Villages célèbres pour le chapeau conique
Village de Chuông (Hanoï)
Le village de Chuông, situé près de Hanoï, est considéré comme le berceau du chapeau conique dans le Nord du Vietnam. Renommé dans tout le pays, il se distingue par la production de Non La légers, bien proportionnés et particulièrement solides.

Village de Chuong
Ici, l’artisanat est une véritable tradition familiale : les techniques sont transmises de génération en génération, et chaque habitant maîtrise l’art de tresser, façonner et coudre le chapeau avec une grande précision. Ce village reste aujourd’hui l’une des références incontournables pour ceux qui souhaitent découvrir l’authentique savoir-faire du Non La vietnamien.
Village de Tây Hô (Hué)
Situé dans l’ancienne capitale impériale de Huế, le village de Tay Hô est célèbre pour son Non Bai Tho, le chapeau conique poétique. Ce modèle unique révèle, lorsqu’on le place face à la lumière, de fins motifs, poèmes ou paysages délicatement insérés entre les couches de feuilles.

Village de Tây Hô (Hué)
La fabrication de ce chapeau demande un travail particulièrement raffiné : chaque détail doit être parfaitement aligné pour que les mots et les dessins apparaissent en transparence. Grâce à ce savoir-faire délicat et minutieux, Tay Ho est devenu un véritable haut lieu de l’artisanat vietnamien, où le Non La devient une œuvre d’art à part entière.
Village de Phú Cam (Hué)
Le village de Phú Cam, situé au cœur de Hué, est l’un des lieux les plus réputés pour la fabrication traditionnelle du chapeau conique vietnamien. Ses artisans sont connus pour leur maîtrise exceptionnelle du Non La, qu’ils confectionnent avec élégance et précision.

Village de Phu Cam (Hué)
Les chapeaux produits à Phú Cam se distinguent par leur finesse, leur légèreté et leurs proportions harmonieuses, ce qui en fait des modèles souvent associés à l’Ao Dai de Hué, célèbre pour son raffinement. Dans ce village à forte tradition artisanale, chaque chapeau reflète le style gracieux et poétique propre à la région.
Image du chapeau conique dans la vie vietnamienne
Dans l’imaginaire occidental, l’image des chapeaux coniques est presque indissociable de celle des femmes vietnamiennes. Les femmes ou jeunes filles en portent quand elles travaillent dans les rizières. Les grands-mères s’en servent souvent comme un éventail pour aider leurs petits-enfants à s’endormir lors de jours de canicule. Au mariage, un chapeau conique peut remplacer les mots qu’une mère veut dire à sa fille, en la posant sur sa tête avant de la quitter.
De nos jours, nombreux sont les touristes étrangers qui portent sur leurs têtes des chapeaux coniques comme souvenirs typiquement vietnamiens.
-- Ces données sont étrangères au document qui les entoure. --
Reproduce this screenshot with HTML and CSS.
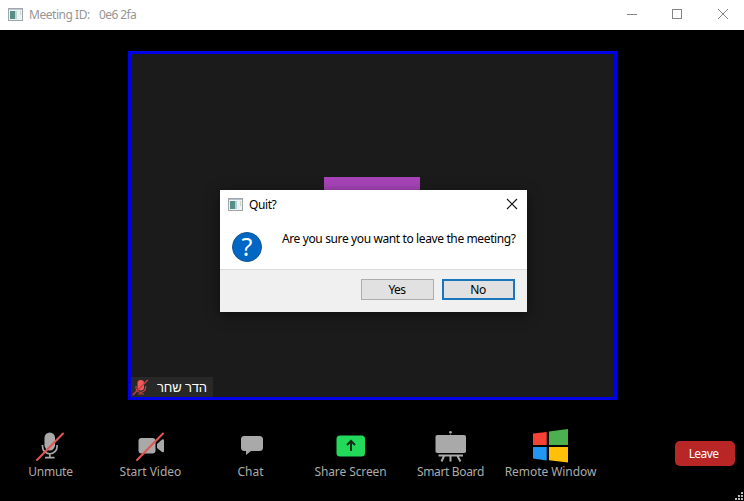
FILE: index.html
```html
<!DOCTYPE html>
<html lang="en">
<head>
<meta charset="utf-8">
<title>Meeting</title>
<link rel="stylesheet" href="styles.css">
</head>
<body>
<div class="window">
  <header class="titlebar">
    <svg class="app-icon faded" width="15" height="13" viewBox="0 0 15 13"><rect x=".5" y=".5" width="14" height="12" fill="#edf2f3" stroke="#a0a7ac"/><path d="M1 1.5h13" stroke="#c0c8d0"/><rect x="2" y="3" width="5" height="8" fill="#568f88"/><rect x="7" y="3" width="2" height="8" fill="#bdd5d4"/><rect x="12" y="3" width="1" height="4" fill="#c5d8c8"/></svg>
    <span class="title">Meeting ID:</span><span class="meeting-code">0e6 2fa</span>
    <svg class="controls" width="102" height="12" viewBox="0 0 102 12" fill="none" stroke="#858585"><path d="M0 6.5h10"/><rect x="45.500" y="1.500" width="9" height="9"/><path d="M91 1l10 10M101 1l-10 10"/></svg>
  </header>
  <main class="stage">
    <section class="video">
      <div class="avatar"></div>
      <div class="name-tag">
        <svg width="18" height="18" viewBox="0 0 18 18"><rect x="5.500" y="2" width="6.500" height="10.500" rx="3.200" fill="#f05a5a"/><path d="M4 8v1.500a4.800 4.800 0 0 0 9.600 0V8M8.800 14v2M6 16h6" fill="none" stroke="#b94747" stroke-width="1.200"/><path d="M.8 17l15-15" stroke="#c34343" stroke-width="1.500"/></svg>
        <span dir="rtl" lang="he">הדר שחר</span>
      </div>
    </section>
  </main>
  <footer class="toolbar">
    <div class="tools">
      <div class="tool"><svg width="40" height="36" viewBox="0 0 40 36"><rect x="14.500" y="4.500" width="10.500" height="18" rx="5.250" fill="#a9a9a9"/><path d="M12.500 17v1.500a7.300 7.300 0 0 0 14.600 0V17M19.800 26v4M15 29.700h9.500" fill="none" stroke="#a9a9a9" stroke-width="1.700"/><path d="M7 32L33 5.500" stroke="#e25552" stroke-width="2" stroke-linecap="round"/></svg><span class="unmute">Unmute</span></div>
      <div class="tool"><svg width="40" height="36" viewBox="0 0 40 36"><rect x="8.500" y="10" width="17" height="15.500" rx="3" fill="#a9a9a9"/><path d="M27 16l5-4.500q2-1 2 1v10.500q0 2-2 1L27 20z" fill="#a9a9a9"/><path d="M7 32L33 5.500" stroke="#e25552" stroke-width="2" stroke-linecap="round"/></svg><span class="start">Start Video</span></div>
      <div class="tool"><svg width="40" height="36" viewBox="0 0 40 36"><path d="M14 8h15.500q3.500 0 3.500 3.500v8q0 3.500-3.500 3.500H21l-5 4v-4h-1.500q-3.500 0-3.500-3.500v-8Q11 8 14 8z" fill="#a9a9a9"/></svg><span class="chat">Chat</span></div>
      <div class="tool"><svg width="40" height="36" viewBox="0 0 40 36"><rect x="6.500" y="7.500" width="28.500" height="21" rx="3.500" fill="#23d959"/><path d="M21 23V13M17 17l4-4 4 4" fill="none" stroke="#102c18" stroke-width="2"/></svg><span class="share">Share Screen</span></div>
      <div class="tool"><svg width="40" height="36" viewBox="0 0 40 36"><circle cx="20.500" cy="4.300" r="1.300" fill="#a9a9a9"/><path d="M20.500 5v3" stroke="#555"/><rect x="5.500" y="7" width="30.500" height="18" rx="1.800" fill="#a9a9a9"/><path d="M8.500 27.500h24.500M14 28l-2.500 5.500M20.500 28v5.500M27.500 28l3 5.500" stroke="#a9a9a9" stroke-width="2"/></svg><span class="board">Smart Board</span></div>
      <div class="tool"><svg width="40" height="36" viewBox="0 0 40 36"><path d="M3 5.500L16.700 4v13H3z" fill="#f44336"/><path d="M19 3.500L38 1v16H19z" fill="#4caf50"/><path d="M3 19h13.700v13.500L3 30.500z" fill="#2196f3"/><path d="M19 19h19v15.500l-19-2.200z" fill="#ffc107"/></svg><span class="remote">Remote Window</span></div>
    </div>
    <button class="leave"><span>Leave</span></button>
  </footer>
  <svg class="grip" width="9" height="9" viewBox="0 0 9 9" fill="#bcbcbc"><path d="M7 1h2v2H7zM4 4h2v2H4zM7 4h2v2H7zM1 7h2v2H1zM4 7h2v2H4zM7 7h2v2H7z"/></svg>
  <div class="dialog" role="dialog">
    <div class="dialog-title">
      <svg class="app-icon" width="15" height="13" viewBox="0 0 15 13"><rect x=".5" y=".5" width="14" height="12" fill="#edf2f3" stroke="#a0a7ac"/><path d="M1 1.500h13" stroke="#b4c0cc"/><rect x="2" y="3" width="5" height="8" fill="#568f88"/><rect x="7" y="3" width="2" height="8" fill="#b7cddd"/><rect x="12" y="3" width="1" height="5" fill="#c5d8b8"/></svg>
      <span class="quit">Quit?</span>
      <svg class="close" width="12" height="12" viewBox="0 0 12 12"><path d="M1 1l10 10M11 1L1 11" stroke="#111" stroke-width="1.100"/></svg>
    </div>
    <div class="dialog-body">
      <div class="question"><span>?</span></div>
      <span class="message">Are you sure you want to leave the meeting?</span>
    </div>
    <div class="dialog-actions"><button class="yes">Yes</button><button class="no">No</button></div>
  </div>
</div>
</body>
</html>
```
FILE: styles.css
```css
* { box-sizing: border-box; }
body { margin: 0; background: #000; font-family: "Noto Sans", "Open Sans", sans-serif; font-size: 12px; }
svg { display: block; flex: none; }
span { white-space: nowrap; }
button { font: inherit; margin: 0; padding: 0; border-radius: 0; }
.window { position: relative; width: 744px; height: 501px; overflow: hidden; display: flex; flex-direction: column; background: #000; }
.titlebar { height: 30px; flex: none; display: flex; align-items: center; padding: 0 15px 2px 8px; background: #fff; color: #969696; }
.title { margin-left: 6px; width: 70px; letter-spacing: -.46px; }
.meeting-code { letter-spacing: -.6px; }
.controls { margin-left: auto; }
.stage { height: 370px; flex: none; padding: 21px 127px 0 128px; }
.video { height: 349px; border: 3px solid #0000e4; background: #1b1b1b; display: flex; flex-direction: column; align-items: center; justify-content: space-between; padding-top: 123px; }
.avatar { width: 96px; height: 96px; margin-right: 2px; background: #a744b8; }
.name-tag { align-self: flex-start; width: 82px; height: 20px; background: #282828; display: flex; align-items: center; padding-left: 1px; gap: 7px; color: #fff; font: 13px "Liberation Sans", sans-serif; letter-spacing: -.15px; }
.toolbar { flex: 1; display: flex; justify-content: space-between; padding: 28px 9px 0 0; }
.tools { display: flex; }
.tool { width: 100px; display: flex; flex-direction: column; align-items: center; color: #ababab; line-height: 16px; }
.tool span { margin-left: 1px; }
.tool .unmute { letter-spacing: -.25px; }
.tool .board { letter-spacing: -.35px; }
.tool .share { letter-spacing: -.1px; }
.tool .remote { letter-spacing: -.06px; }
.leave { width: 60px; height: 25px; margin-top: 13px; border: 0; border-radius: 5px; background: #b82626; color: #fff; letter-spacing: -.6px; padding-right: 3px; }
.grip { position: absolute; right: 1px; bottom: 1px; }
.dialog { position: absolute; left: 220px; top: 190px; width: 307px; height: 122px; display: flex; flex-direction: column; background: #fff; color: #000; box-shadow: 0 3px 12px rgba(0,0,0,.5); }
.dialog-title { height: 28px; display: flex; align-items: center; padding: 0 9px 0 8px; }
.quit { margin-left: 6px; letter-spacing: -.4px; }
.close { margin-left: auto; }
.dialog-body { height: 51px; display: flex; align-items: flex-start; padding: 14px 0 0 12px; }
.question { width: 30px; height: 30px; border: 1px solid #14528e; border-radius: 50%; background: #0067c5; color: #fff; font-size: 25px; line-height: 27px; text-align: center; }
.message { margin-left: 20px; margin-top: -1px; line-height: 16px; letter-spacing: -.38px; }
.dialog-actions { height: 43px; border-top: 1px solid #dcdcdc; background: #f0f0f0; display: flex; justify-content: flex-end; gap: 8px; padding: 9px 12px 0 0; }
.dialog-actions button { width: 73px; height: 21px; border: 1px solid #adadad; background: #e1e1e1; color: #000; line-height: 19px; letter-spacing: -.5px; padding-right: 1px; }
.dialog-actions .no { border: 2px solid #1976bd; line-height: 17px; }
```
Des jeunes mannequins dans la collection présentant Nón Việt (Le chapeau conique vietnamien)
Ces chapeaux vietnamiens sont aussi de plus en plus présents dans les spectacles artistiques ou les défilés de mode, ou encore des concours de beauté, souvent ils sont portés avec les robes traditionnelles Vietnamiennes le ao dai. De tels spectacles sont souvent très applaudis. Le fameux collectionneur italien Alberta Ferrerti a une fois présenté une collection dans laquelle on trouve des chapeaux coniques rénovés plein de couleurs!
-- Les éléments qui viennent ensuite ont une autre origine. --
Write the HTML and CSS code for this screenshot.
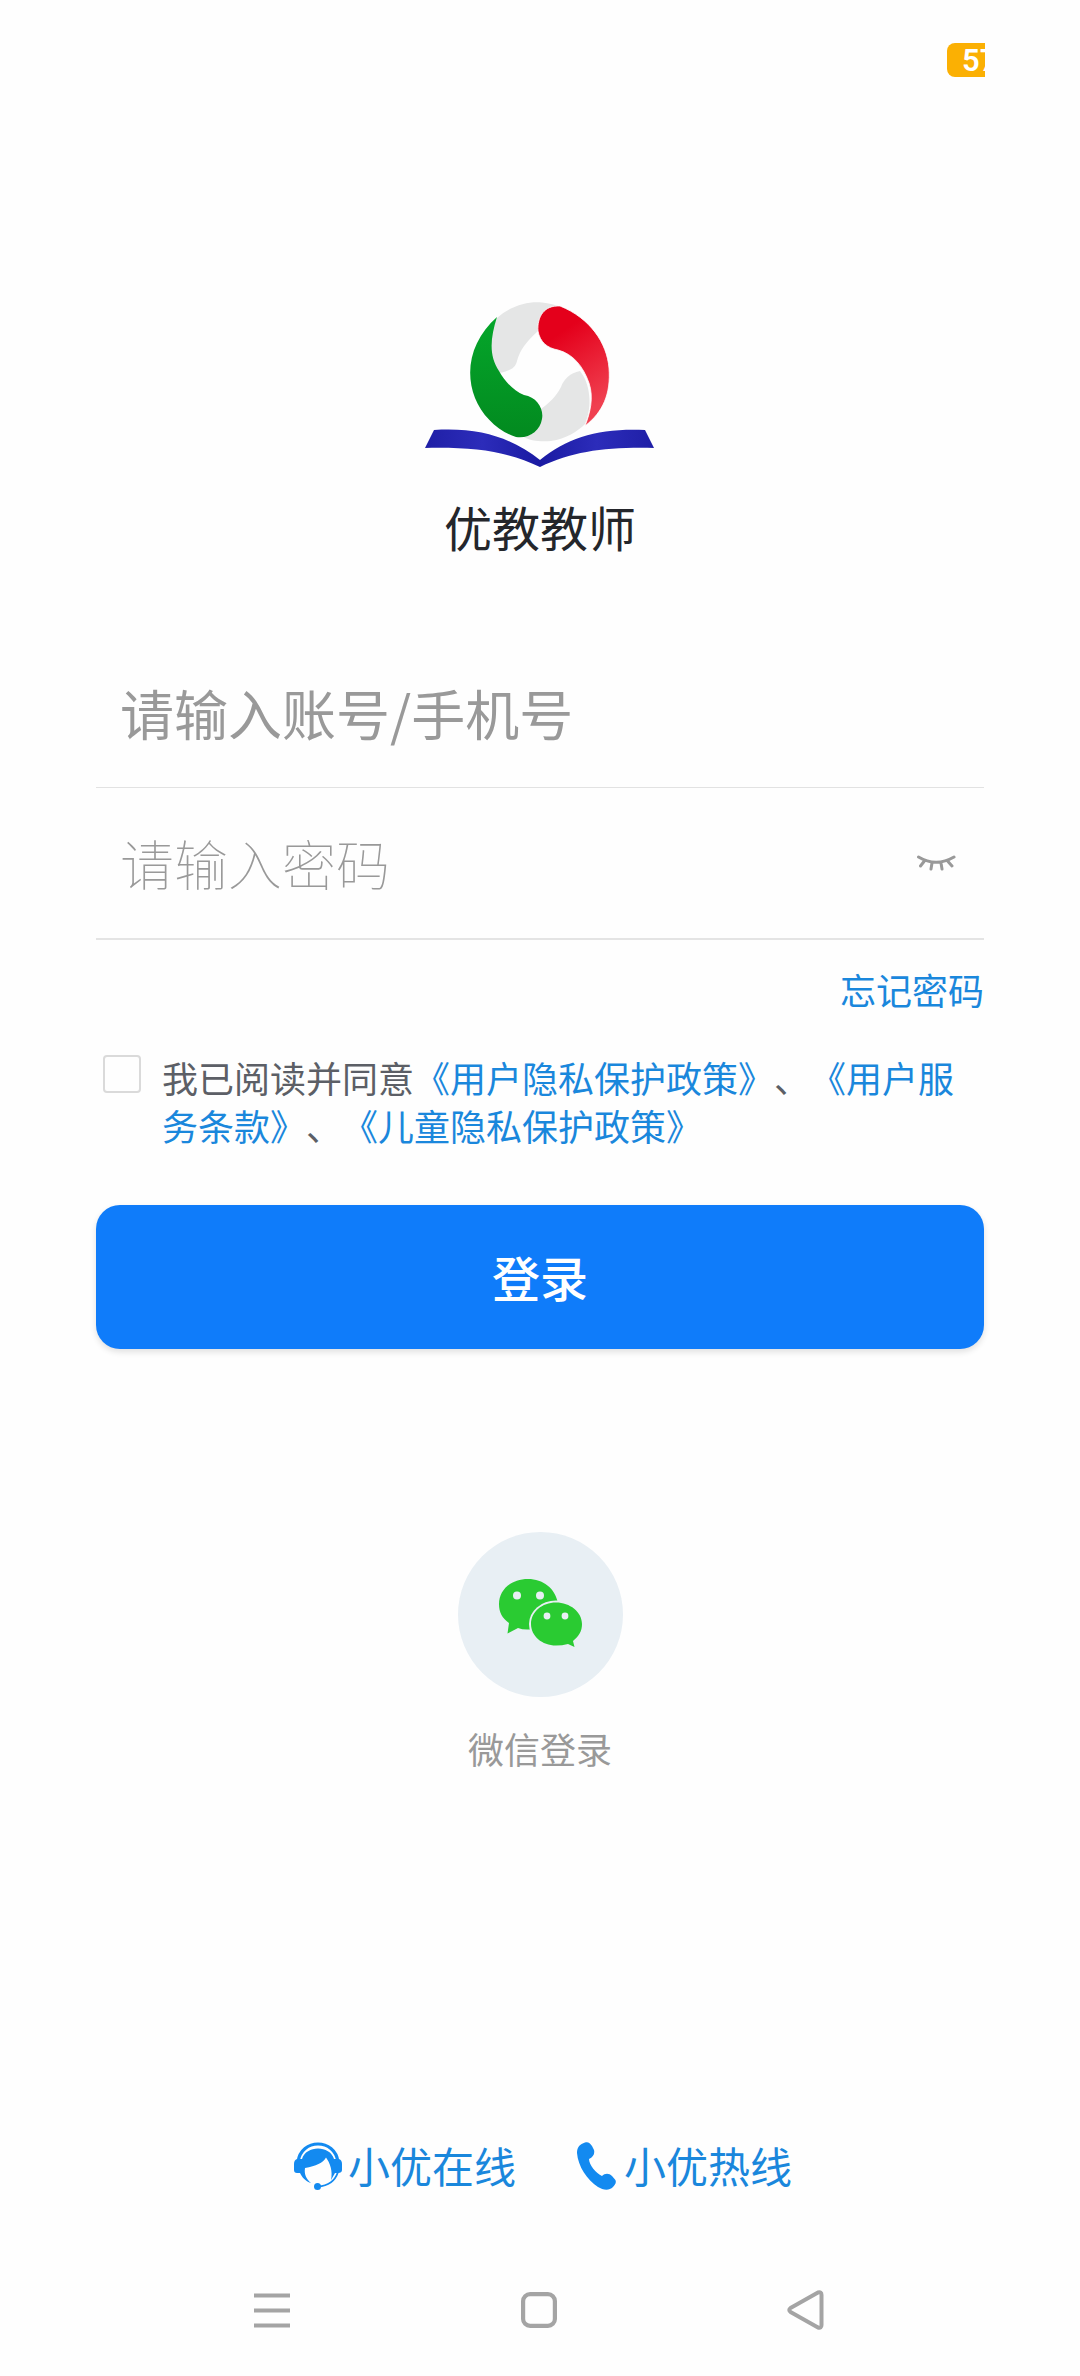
FILE: index.html
```html
<!DOCTYPE html>
<html lang="zh-CN">
<head>
<meta charset="utf-8">
<title>优教教师</title>
<link rel="stylesheet" href="styles.css">
</head>
<body>
<div class="screen">
  <header class="status"><div class="battery">57</div></header>
  <main class="content">
    <section class="brand">
      <svg class="logo" width="230" height="168" viewBox="0 0 230 168">
        <defs>
          <linearGradient id="red" x1="0" y1="0" x2="0.4" y2="1"><stop offset="0.3" stop-color="#e4001b"/><stop offset="1" stop-color="#f04050"/></linearGradient>
          <linearGradient id="green" x1="0" y1="0" x2="0" y2="1"><stop offset="0" stop-color="#05a62b"/><stop offset="1" stop-color="#028a1f"/></linearGradient>
          <linearGradient id="page" x1="0" y1="0" x2="1" y2="0"><stop offset="0" stop-color="#1f1fa6"/><stop offset="0.25" stop-color="#2c2cba"/><stop offset="0.5" stop-color="#1a1aa2"/><stop offset="0.75" stop-color="#2c2cba"/><stop offset="1" stop-color="#1f1fa6"/></linearGradient>
        </defs>
        <path fill="#e5e6e6" d="M72 18C85 6 103 1 117 2.500C124 3 131 5 136 7C120 7 111 17 113 31C101 42 95 50 92 61C90 69 85 70 75 73C61 53 63 36 72 18Z"/>
        <path fill="#e5e6e6" d="M155 71C145 73 139 79 136 87C131 97 124 103 116 109C119 123 113 136 97 136C105 141 116 142 126 141C141 139 153 131 160 124C168 106 165 83 155 71Z"/>
        <path fill="url(#green)" d="M72 17C65 39 64 56 74 71C80 82 89 91 99 95C112 97 119 109 117 119C115 131 104 139 91 137C74 132 57 116 50 98C39 70 47 39 72 17Z"/>
        <path fill="url(#red)" stroke="#fefefe" stroke-width="0.800" d="M135 6C119 5 112 17 113 31C115 42 122 48 133 50C148 54 158 66 164 83C169 98 165 113 160 126C178 112 186 94 184 68C182 43 165 18 135 6Z"/>
        <path fill="url(#page)" d="M9 130C55 127 87 138 115 160C143 137 175 128 220 130L229 148C181 147 149 151 115 167C81 151 49 147 0 148Z"/>
      </svg>
      <h1 class="title">优教教师</h1>
    </section>
    <form class="form">
      <div class="field account"><span class="hint">请输入账号/手机号</span></div>
      <div class="field password">
        <span class="hint">请输入密码</span>
        <svg class="eye" width="40" height="18" viewBox="0 0 40 18" fill="none" stroke="#999" stroke-width="3" stroke-linecap="round"><path d="M2.500 3Q20 13.500 38 3M8 7.500L4.500 12M16 9L15 15M25 9L26 15M32 7.500L36 12"/></svg>
      </div>
      <a class="forgot">忘记密码</a>
      <div class="agree">
        <span class="checkbox"></span>
        <p class="terms">我已阅读并同意<a>《用户隐私保护政策》</a>、<a>《用户服务条款》</a>、<a>《儿童隐私保护政策》</a></p>
      </div>
      <div class="login">登录</div>
    </form>
    <section class="wechat">
      <div class="disc">
        <svg width="84" height="70" viewBox="0 0 84 70">
          <path fill="#2acb32" d="M30 1C13 1 1 12 1 26C1 34 4 40 11 45L9.500 55.500L20 50Q25 52 32 51.500L60 25C57 10 45 1 30 1Z"/>
          <ellipse cx="58" cy="46" rx="27" ry="23.500" fill="#e8eff4"/>
          <path fill="#2acb32" d="M58 24.500C44 24.500 33 34 33 46C33 58 44 67.500 58 67.500Q64 67.500 70 66L76.500 69L75 63C81 58 84 53 84 46C84 34 72 24.500 58 24.500Z"/>
          <g fill="#e8eff4"><circle cx="19" cy="17.500" r="4"/><circle cx="42" cy="17.500" r="4"/><circle cx="49" cy="38" r="3.400"/><circle cx="67" cy="38" r="3.400"/></g>
        </svg>
      </div>
      <div class="wechat-label">微信登录</div>
    </section>
  </main>
  <footer class="support">
    <a class="service">
      <svg width="48" height="48" viewBox="0 0 48 48">
        <path d="M4 20C7-4 41-4 44 20" fill="none" stroke="#138af0" stroke-width="3.200"/>
        <path fill="#138af0" d="M3 17H8C12 3 36 3 40 17H45Q48 18 48 22V28Q48 31 44 31L41 31L37 38C39 29 36 21 32 15.500C29 21 22 24 11 26C10 32 12 37 17 41C11 39 8 35 6 31H3Q0 31 0 28V22Q0 18 3 17Z"/>
        <path d="M44 30C41 39 34 44 24 44.500" fill="none" stroke="#138af0" stroke-width="1.800"/>
        <circle cx="23.500" cy="44.500" r="3.500" fill="#138af0"/>
      </svg>
      <span>小优在线</span>
    </a>
    <a class="hotline">
      <svg width="39" height="48" viewBox="0 0 39 48"><path fill="#138af0" d="M8 0.500C11-0.500 13 1 15 4L17 8C18 12 16 15 12 17C12 23 19 31 25 34C28 31 32 31 35 34L38 37.500C40 40 38 43 36 45C32 49 26 48 21 45C10 38 1 24 0 11C0 5 3 2 8 0.500Z"/></svg>
      <span>小优热线</span>
    </a>
  </footer>
  <nav class="navbar">
    <svg width="36" height="40" viewBox="0 0 36 40" stroke="#a4a4a4" stroke-width="4.200"><path d="M0 5.500H36M0 20.500H36M0 35.500H36"/></svg>
    <svg width="36" height="40" viewBox="0 0 36 40" fill="none" stroke="#a4a4a4" stroke-width="4.200"><rect x="2.100" y="4.100" width="31.800" height="31.800" rx="7"/></svg>
    <svg width="37" height="40" viewBox="0 0 37 40" fill="none" stroke="#a4a4a4" stroke-width="4" stroke-linejoin="round"><path d="M3.500 18L31 2.500Q34.500 1.500 34.500 5V35Q34.500 38.500 31 37.500L3.500 22Q1 20 3.500 18Z"/></svg>
  </nav>
</div>
</body>
</html>
```
FILE: styles.css
```css
* { box-sizing: border-box; }
body {
  margin: 0;
  background: #fefefe;
  font-family: "Noto Sans CJK SC", sans-serif;
  text-spacing-trim: space-all;
}
svg { display: block; flex: none; }
.screen {
  width: 1080px;
  height: 2376px;
  padding: 0 96px;
  display: flex;
  flex-direction: column;
}
.status {
  height: 77px;
  padding-top: 43px;
  display: flex;
  justify-content: flex-end;
}
.battery {
  width: 38px;
  height: 34px;
  padding-left: 15px;
  margin-right: -1px;
  overflow: hidden;
  border-radius: 8px 0 0 8px;
  background: #fbb003;
  color: #fff;
  font: 600 31px/35px Roboto, sans-serif;
}
.content { flex: 1; }
.brand {
  padding-top: 223px;
  display: flex;
  flex-direction: column;
  align-items: center;
}
.title {
  margin: 22px 0 0;
  font-size: 48px;
  font-weight: 400;
  line-height: 72px;
  color: #24262b;
}
.form { display: flex; flex-direction: column; }
.field {
  display: flex;
  align-items: center;
  justify-content: space-between;
  padding: 0 28px 0 24px;
  font-size: 54px;
  line-height: 80px;
  color: #999;
  border-bottom: 1px solid #e2e2e2;
}
.account { height: 148px; margin-top: 78px; padding-bottom: 2px; }
.password { height: 152px; border-bottom: 2px solid #e4e4e4; }
.password .hint { font-weight: 100; }
.forgot {
  align-self: flex-end;
  margin-top: 23px;
  font-size: 36px;
  line-height: 52px;
  color: #1a87dc;
}
.agree {
  display: flex;
  gap: 21px;
  padding-left: 7px;
  margin-top: 38px;
}
.checkbox {
  width: 38px;
  height: 38px;
  flex: none;
  margin-top: 2px;
  border: 2px solid #dadada;
  border-radius: 4px;
}
.terms {
  margin: 0;
  flex: 1;
  font-size: 36px;
  line-height: 48px;
  color: #5c5f66;
}
.terms a { color: #1a87dc; }
.login {
  height: 144px;
  margin-top: 56px;
  border-radius: 24px;
  background: #0f7cfa;
  box-shadow: 0 3px 6px rgba(0, 0, 0, 0.12);
  color: #fff;
  font-size: 48px;
  font-weight: 500;
  line-height: 142px;
  text-align: center;
}
.wechat {
  margin-top: 183px;
  display: flex;
  flex-direction: column;
  align-items: center;
}
.disc {
  width: 165px;
  height: 165px;
  padding-bottom: 3px;
  border-radius: 50%;
  background: #e8eff4;
  display: flex;
  align-items: center;
  justify-content: center;
}
.wechat-label {
  margin-top: 25px;
  font-size: 36px;
  line-height: 52px;
  color: #999;
}
.support {
  height: 60px;
  margin-bottom: 94px;
  padding-left: 198px;
  display: flex;
  align-items: center;
  gap: 61px;
  font-size: 42px;
  line-height: 60px;
  color: #1a87dc;
}
.support span { padding-bottom: 3px; }
.service, .hotline { display: flex; align-items: center; gap: 6px; }
.hotline { gap: 8px; }
.navbar {
  height: 86px;
  padding: 0 160px 0 158px;
  display: flex;
  justify-content: space-between;
}
```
Le chapeau conique est un accessoire indispensable des paysans vietnamiens
À travers son histoire et son origine profondément enracinées dans la culture vietnamienne, le chapeau conique apparaît non seulement comme un objet utilitaire, mais aussi comme un véritable symbole identitaire. Ses nombreuses variétés montrent la richesse des traditions régionales et l’évolution du savoir-faire au fil du temps. Le processus de fabrication, minutieux et transmis de génération en génération, révèle toute la patience, la précision et l’habileté des artisans, notamment dans les villages célèbres comme Chuông ou Tây Hồ. Ces lieux perpétuent un artisanat authentique qui continue de faire vivre ce patrimoine précieux.
Dans la vie vietnamienne, le chapeau conique reste naturellement présent : porté dans les rizières, au marché, lors des fêtes ou associé à l’Ao Dai, il est à la fois protection, élégance et symbole culturel. Généralement considéré comme l’une des images les plus emblématiques du Vietnam, le Non La incarne la finesse, la simplicité et la beauté du pays. Qu’il soit vu comme un objet du quotidien ou comme une pièce artistique, il demeure un témoin vivant de l’âme vietnamienne.